--- RECORDED DATA ---
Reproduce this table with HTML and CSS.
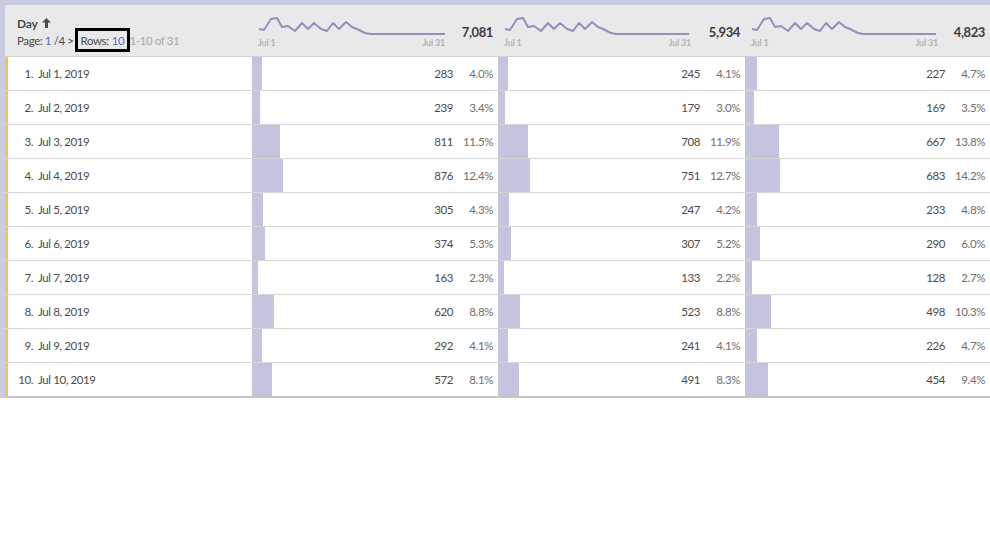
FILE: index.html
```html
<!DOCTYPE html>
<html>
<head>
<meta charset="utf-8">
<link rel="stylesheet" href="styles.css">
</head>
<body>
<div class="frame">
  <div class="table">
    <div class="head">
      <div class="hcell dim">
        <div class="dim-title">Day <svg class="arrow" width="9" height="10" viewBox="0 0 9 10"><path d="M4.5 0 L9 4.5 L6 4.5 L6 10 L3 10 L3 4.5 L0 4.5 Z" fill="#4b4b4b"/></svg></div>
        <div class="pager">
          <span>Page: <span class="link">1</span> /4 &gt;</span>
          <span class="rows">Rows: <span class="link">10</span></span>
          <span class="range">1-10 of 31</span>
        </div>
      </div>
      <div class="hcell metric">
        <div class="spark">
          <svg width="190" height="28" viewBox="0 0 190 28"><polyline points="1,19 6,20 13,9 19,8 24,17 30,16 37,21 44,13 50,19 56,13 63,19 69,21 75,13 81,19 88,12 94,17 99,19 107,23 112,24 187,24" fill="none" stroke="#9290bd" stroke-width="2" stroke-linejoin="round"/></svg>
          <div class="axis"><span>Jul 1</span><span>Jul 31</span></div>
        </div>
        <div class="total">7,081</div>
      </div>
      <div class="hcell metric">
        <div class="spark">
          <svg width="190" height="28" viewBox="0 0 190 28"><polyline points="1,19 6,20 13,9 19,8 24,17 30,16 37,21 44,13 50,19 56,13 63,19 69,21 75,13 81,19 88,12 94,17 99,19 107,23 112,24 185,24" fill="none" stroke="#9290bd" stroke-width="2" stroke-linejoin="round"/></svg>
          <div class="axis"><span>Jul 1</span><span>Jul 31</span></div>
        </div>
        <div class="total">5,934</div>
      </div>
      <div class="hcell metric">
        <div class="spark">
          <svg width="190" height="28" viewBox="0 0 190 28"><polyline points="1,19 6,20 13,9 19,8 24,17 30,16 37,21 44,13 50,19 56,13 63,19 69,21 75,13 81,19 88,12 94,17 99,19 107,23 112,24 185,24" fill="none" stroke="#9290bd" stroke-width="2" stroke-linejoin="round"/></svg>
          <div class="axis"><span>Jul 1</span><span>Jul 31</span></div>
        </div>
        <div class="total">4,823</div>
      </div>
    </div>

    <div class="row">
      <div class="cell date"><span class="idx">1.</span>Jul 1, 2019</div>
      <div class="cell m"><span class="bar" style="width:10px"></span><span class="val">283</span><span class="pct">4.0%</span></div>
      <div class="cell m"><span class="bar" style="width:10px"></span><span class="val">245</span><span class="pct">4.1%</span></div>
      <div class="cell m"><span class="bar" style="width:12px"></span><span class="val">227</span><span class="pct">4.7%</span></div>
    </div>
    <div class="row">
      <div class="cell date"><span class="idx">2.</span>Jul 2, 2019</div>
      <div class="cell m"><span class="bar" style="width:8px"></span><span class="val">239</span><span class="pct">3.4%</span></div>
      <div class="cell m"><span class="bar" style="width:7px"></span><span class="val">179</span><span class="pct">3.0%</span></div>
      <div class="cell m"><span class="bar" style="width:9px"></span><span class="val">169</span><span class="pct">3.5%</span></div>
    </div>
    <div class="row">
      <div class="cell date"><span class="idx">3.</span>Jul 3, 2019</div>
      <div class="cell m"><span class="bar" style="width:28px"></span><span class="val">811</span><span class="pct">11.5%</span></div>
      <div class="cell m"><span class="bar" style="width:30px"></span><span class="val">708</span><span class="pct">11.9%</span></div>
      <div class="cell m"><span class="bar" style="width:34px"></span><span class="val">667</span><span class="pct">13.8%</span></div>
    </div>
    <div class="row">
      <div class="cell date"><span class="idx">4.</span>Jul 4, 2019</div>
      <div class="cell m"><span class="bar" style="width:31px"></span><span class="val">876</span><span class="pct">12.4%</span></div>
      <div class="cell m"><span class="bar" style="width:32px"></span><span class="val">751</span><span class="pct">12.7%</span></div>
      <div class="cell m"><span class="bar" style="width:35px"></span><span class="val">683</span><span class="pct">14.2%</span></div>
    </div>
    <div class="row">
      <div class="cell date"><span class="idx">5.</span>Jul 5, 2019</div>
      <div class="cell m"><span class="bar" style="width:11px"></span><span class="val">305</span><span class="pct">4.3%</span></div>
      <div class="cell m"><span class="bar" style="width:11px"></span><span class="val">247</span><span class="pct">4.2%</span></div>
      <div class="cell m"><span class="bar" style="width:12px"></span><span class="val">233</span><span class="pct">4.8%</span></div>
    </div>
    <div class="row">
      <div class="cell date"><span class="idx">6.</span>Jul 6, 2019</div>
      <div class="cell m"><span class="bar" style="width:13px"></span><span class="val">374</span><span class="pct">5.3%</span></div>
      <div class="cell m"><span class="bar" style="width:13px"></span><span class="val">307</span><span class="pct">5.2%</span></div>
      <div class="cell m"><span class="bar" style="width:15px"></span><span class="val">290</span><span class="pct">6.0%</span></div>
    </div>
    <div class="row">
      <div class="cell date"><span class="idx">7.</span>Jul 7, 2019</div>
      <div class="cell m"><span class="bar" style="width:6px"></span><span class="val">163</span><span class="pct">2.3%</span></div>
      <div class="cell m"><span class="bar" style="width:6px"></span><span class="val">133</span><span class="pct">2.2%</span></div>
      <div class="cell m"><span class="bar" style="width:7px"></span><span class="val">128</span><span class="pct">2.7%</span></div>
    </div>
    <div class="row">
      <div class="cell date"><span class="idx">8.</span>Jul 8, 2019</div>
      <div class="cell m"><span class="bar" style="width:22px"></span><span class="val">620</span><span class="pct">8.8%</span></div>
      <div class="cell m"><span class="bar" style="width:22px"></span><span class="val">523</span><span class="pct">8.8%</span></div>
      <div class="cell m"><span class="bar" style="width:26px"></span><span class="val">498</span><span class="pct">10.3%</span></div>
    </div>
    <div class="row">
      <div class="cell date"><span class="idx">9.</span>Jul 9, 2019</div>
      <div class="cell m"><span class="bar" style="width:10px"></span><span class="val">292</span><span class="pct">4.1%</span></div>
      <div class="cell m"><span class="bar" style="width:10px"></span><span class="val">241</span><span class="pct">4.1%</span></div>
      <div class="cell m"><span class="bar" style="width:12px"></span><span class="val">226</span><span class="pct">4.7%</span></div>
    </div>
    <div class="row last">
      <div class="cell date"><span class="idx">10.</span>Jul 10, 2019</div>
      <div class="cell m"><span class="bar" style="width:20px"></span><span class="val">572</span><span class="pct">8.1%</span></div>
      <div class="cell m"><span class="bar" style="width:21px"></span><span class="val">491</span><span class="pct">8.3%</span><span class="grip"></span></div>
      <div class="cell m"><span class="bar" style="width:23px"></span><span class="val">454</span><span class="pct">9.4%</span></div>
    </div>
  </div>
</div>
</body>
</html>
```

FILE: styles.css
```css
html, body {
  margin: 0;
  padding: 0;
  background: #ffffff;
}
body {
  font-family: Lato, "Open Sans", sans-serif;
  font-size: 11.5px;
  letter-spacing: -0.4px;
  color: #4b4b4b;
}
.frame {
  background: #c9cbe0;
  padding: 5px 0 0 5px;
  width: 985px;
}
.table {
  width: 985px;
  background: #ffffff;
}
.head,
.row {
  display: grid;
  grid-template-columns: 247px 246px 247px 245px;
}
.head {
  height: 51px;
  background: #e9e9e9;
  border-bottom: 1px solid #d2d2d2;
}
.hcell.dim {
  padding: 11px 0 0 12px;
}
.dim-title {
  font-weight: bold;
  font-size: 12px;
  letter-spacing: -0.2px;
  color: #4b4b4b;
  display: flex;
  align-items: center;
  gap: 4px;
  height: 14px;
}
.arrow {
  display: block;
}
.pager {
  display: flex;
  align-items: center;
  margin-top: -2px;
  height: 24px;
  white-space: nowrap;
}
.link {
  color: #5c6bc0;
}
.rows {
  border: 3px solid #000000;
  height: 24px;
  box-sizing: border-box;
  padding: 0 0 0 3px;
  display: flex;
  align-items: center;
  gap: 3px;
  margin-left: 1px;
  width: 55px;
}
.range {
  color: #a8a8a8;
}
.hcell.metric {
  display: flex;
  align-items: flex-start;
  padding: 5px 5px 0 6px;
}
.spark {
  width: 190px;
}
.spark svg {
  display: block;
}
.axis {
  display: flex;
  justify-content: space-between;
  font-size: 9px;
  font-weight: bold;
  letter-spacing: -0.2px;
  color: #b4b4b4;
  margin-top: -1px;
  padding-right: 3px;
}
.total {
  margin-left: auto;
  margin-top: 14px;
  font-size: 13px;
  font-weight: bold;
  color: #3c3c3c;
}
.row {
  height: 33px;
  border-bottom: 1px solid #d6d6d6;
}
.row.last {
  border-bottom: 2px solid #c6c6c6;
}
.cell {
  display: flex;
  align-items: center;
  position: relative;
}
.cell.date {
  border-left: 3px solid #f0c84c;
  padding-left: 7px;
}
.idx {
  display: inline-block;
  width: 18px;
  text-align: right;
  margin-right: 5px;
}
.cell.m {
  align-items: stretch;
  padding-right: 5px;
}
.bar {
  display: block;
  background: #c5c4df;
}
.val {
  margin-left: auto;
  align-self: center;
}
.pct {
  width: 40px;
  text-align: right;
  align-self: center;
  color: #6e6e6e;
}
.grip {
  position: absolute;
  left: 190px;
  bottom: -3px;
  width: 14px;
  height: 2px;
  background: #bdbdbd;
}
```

--- EXERCISE ---
Copy every line of the material in which the word "table" occurs.

--- COMPLETE OUTPUT ---
Reproduce this table with HTML and CSS.
  <div class="table">
.table {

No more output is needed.